# [STATED EXERCISE]
Exactly the lines from the start of the data below through the line that contains "const vin = 'ZFFFCA40A25647935';" are to be copied, with pictures left out.

# [DATA]
-.-.-

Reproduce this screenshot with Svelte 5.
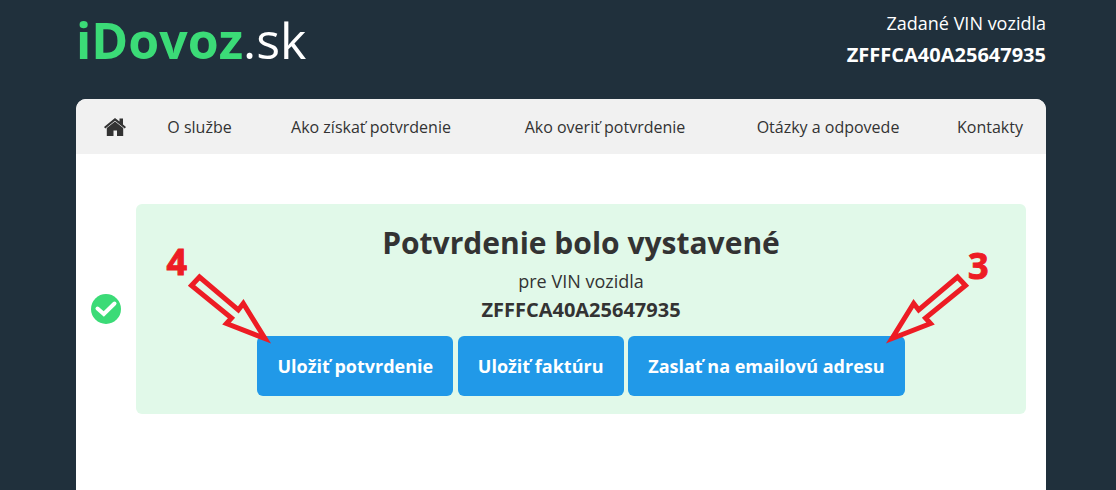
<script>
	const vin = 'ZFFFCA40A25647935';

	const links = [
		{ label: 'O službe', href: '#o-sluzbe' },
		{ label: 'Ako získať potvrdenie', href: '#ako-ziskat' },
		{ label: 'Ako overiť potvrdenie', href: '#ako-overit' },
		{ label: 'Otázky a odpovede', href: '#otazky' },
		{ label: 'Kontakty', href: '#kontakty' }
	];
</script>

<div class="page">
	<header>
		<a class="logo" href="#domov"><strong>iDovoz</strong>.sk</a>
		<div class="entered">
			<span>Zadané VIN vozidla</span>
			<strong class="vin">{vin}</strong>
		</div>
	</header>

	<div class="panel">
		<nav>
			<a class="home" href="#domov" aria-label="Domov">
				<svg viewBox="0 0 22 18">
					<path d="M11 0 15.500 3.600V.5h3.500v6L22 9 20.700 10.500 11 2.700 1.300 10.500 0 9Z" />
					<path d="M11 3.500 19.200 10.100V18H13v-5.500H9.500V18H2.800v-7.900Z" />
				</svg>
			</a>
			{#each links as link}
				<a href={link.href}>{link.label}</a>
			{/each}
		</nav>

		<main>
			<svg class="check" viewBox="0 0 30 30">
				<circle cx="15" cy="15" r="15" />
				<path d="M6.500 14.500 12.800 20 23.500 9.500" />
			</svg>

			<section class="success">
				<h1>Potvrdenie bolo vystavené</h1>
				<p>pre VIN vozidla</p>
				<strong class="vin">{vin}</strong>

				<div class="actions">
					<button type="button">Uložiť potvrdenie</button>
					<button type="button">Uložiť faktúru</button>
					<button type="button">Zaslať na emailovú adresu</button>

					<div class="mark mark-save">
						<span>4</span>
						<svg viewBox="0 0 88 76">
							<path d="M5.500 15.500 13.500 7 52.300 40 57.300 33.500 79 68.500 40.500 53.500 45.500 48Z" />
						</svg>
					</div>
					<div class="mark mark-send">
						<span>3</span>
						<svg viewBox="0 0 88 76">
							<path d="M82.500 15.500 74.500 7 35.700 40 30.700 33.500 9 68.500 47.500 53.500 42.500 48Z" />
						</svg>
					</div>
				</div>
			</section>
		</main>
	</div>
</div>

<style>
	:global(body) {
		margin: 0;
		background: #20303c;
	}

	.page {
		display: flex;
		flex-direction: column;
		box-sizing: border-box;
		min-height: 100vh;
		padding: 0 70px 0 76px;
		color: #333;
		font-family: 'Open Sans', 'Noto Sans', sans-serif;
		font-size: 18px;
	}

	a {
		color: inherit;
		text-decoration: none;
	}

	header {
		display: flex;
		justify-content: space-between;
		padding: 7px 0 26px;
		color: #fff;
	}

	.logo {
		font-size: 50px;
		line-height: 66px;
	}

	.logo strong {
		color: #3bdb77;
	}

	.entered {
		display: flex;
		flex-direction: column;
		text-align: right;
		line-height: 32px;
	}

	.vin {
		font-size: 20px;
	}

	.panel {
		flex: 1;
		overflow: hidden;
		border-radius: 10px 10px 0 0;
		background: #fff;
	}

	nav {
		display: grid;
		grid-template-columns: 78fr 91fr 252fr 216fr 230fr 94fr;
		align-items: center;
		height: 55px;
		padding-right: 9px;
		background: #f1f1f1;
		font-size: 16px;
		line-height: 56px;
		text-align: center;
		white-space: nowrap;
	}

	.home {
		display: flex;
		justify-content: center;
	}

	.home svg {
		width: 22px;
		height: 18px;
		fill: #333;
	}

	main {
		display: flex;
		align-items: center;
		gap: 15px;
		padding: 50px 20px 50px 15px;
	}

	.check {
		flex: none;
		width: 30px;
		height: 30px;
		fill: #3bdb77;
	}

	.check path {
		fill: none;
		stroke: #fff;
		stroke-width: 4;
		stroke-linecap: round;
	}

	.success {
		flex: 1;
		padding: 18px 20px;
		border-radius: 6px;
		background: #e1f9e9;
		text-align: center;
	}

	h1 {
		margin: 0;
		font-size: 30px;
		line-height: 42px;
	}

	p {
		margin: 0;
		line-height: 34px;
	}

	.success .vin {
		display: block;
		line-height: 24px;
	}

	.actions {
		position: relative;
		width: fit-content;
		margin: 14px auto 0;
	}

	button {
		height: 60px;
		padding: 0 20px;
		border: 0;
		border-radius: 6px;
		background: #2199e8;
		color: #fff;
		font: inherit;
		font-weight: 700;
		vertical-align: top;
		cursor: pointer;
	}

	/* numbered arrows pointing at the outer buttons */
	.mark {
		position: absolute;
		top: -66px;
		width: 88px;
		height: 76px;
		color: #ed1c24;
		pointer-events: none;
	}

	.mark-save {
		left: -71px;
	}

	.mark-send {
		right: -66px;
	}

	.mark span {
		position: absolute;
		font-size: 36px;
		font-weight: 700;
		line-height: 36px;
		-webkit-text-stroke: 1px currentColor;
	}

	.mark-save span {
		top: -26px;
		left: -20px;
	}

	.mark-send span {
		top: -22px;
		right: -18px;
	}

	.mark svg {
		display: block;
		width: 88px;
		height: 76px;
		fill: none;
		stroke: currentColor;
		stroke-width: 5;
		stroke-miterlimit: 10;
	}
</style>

-.-.-

# [SOLUTION BELOW]
Reproduce this screenshot with Svelte 5.
<script>
	const vin = 'ZFFFCA40A25647935';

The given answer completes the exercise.